O tempo era como um insulto
livre, solto, sem limites
(Trecho do livro)
O que pode a literatura diante do corpo violentado?
Cinzas da Primavera, de Mariana Daher, é esqueleto em vias de esfarelamento para dor potente em dez episódios poéticos.
É luto que se ergue desde a entrada na obra, quando, ao fim da primeira estrofe do primeiro poema, lê-se o anúncio do “quase-fim”.
Leitora, tateei o quase-fim-feminino-limbo, procurando compreender a dor portal à insalubridade do eu lírico (expressão técnica, que, masculina, deixa de dar conta do universo feminino que o/a envolve, devora e regurgita).
De qual dor feminina estamos partindo? Me perguntei.
A resposta à minha intuição veio com “a vida que ainda brotava e/nem mais primavera era”.

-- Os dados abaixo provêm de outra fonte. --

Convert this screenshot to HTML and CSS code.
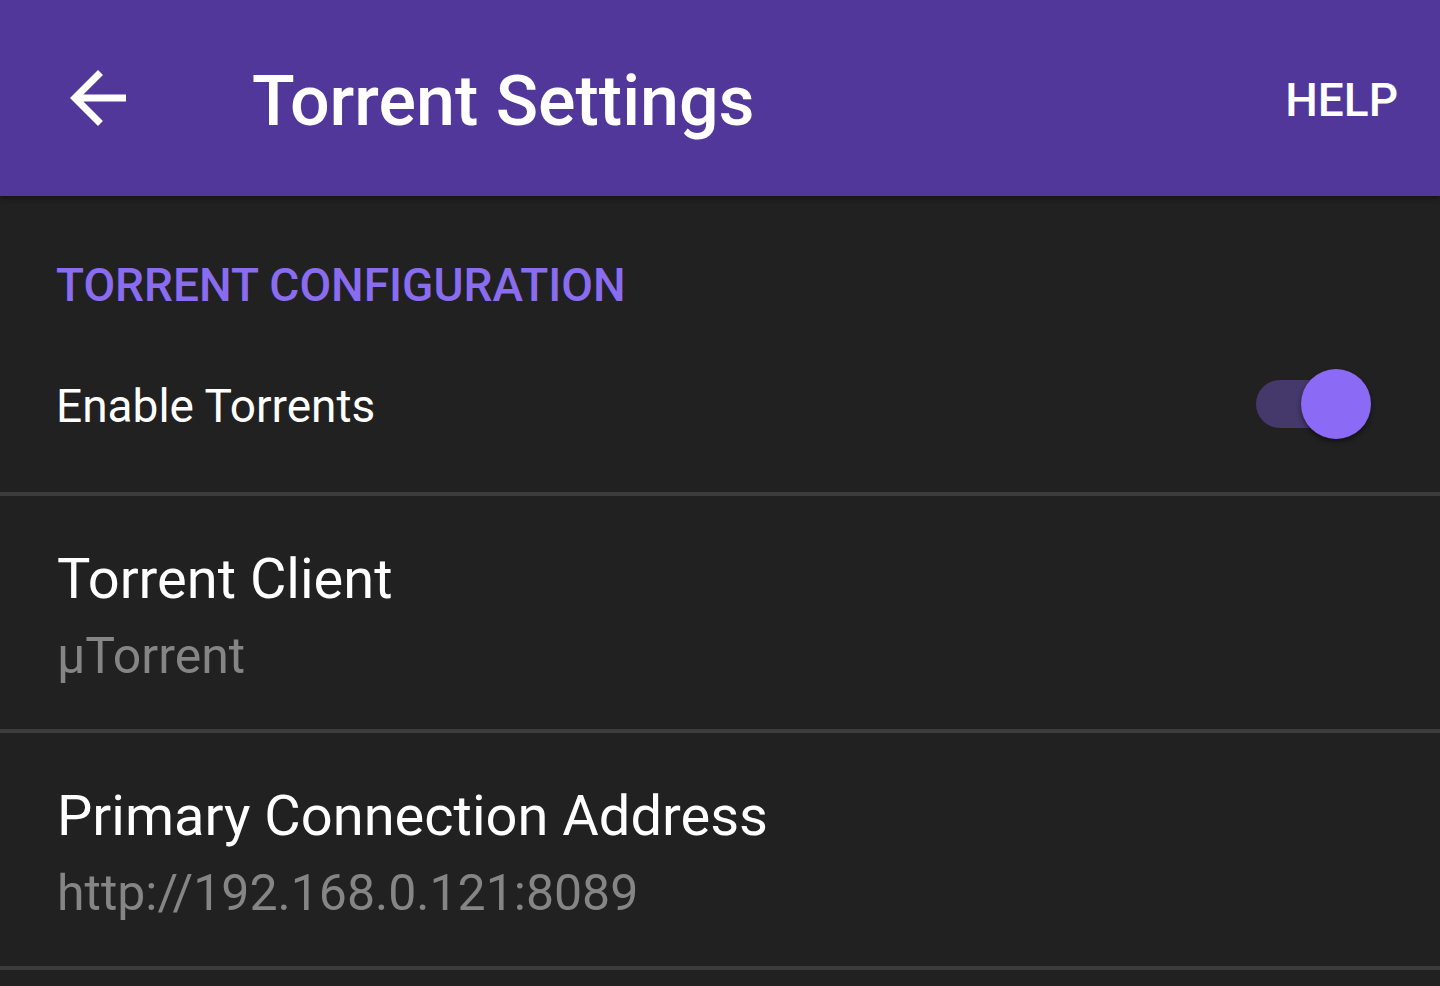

Que escolha! Em coleção intitulada Mãe Leva Outra, Mariana compôs no entre-gênero (entre a prosa narrativa e a poesia) a negação à maternidade. Partimos da violência contra o feminino que se realiza cotidianamente inclusive na língua incapaz de tratar da mulher poética que se anuncia. Partimos da imposição masculina contra o corpo da mulher, partimos da violação; e seguimos pela escolha pela interrupção da vida.
“Olhares”, “piedade disfarçada” e “culpada, culpada!” pela própria voz revelam um pouco sobre o interior e o exterior social da atmosfera da obra.
É possível a uma mulher fecundada pela violência reencontrar a paz?
Aborto é tabu. Violência sexual é tabu. Liberdade feminina é tabu.
Cinzas da Primavera é fluxo de sangue, de dor, de pensamento e de movimento:
“Sob a cascata rala, o arrepio
na garganta muda, o nó
a pele como retalhos
à mostra nos cacos do espelho
as bolhas de sabão tingidas
pelo líquido vermelho”.
É experienciar junto do eu lírico feminino a queda ao mais baixo que o fundo do poço; e suas tentativas, no plural, de reestabelecimento:
“Nem percebeu o outono
pairando sobre a retina
varrendo com um sopro
as folhas marrons, caídas
dia após dia, e a rotina
retomando à força as rédeas”.
Cinzas da Primavera é luto e luta, moldada na resistência e na (re)existência da mulher que se reinventa em espiral; na interrogação sobre as estruturas em que se assentam os poemas de seu corpo-livro e os corpos da nossa sociedade. É obra que toca no que se vela.
Que o livro seja lido, que reverbere, e que rodas de conversa se abram sobre mais esse braço dolorido da maternidade que acontece, embora pouco se fale. Que a literatura, diante de corpo solitário, estabeleça conexões!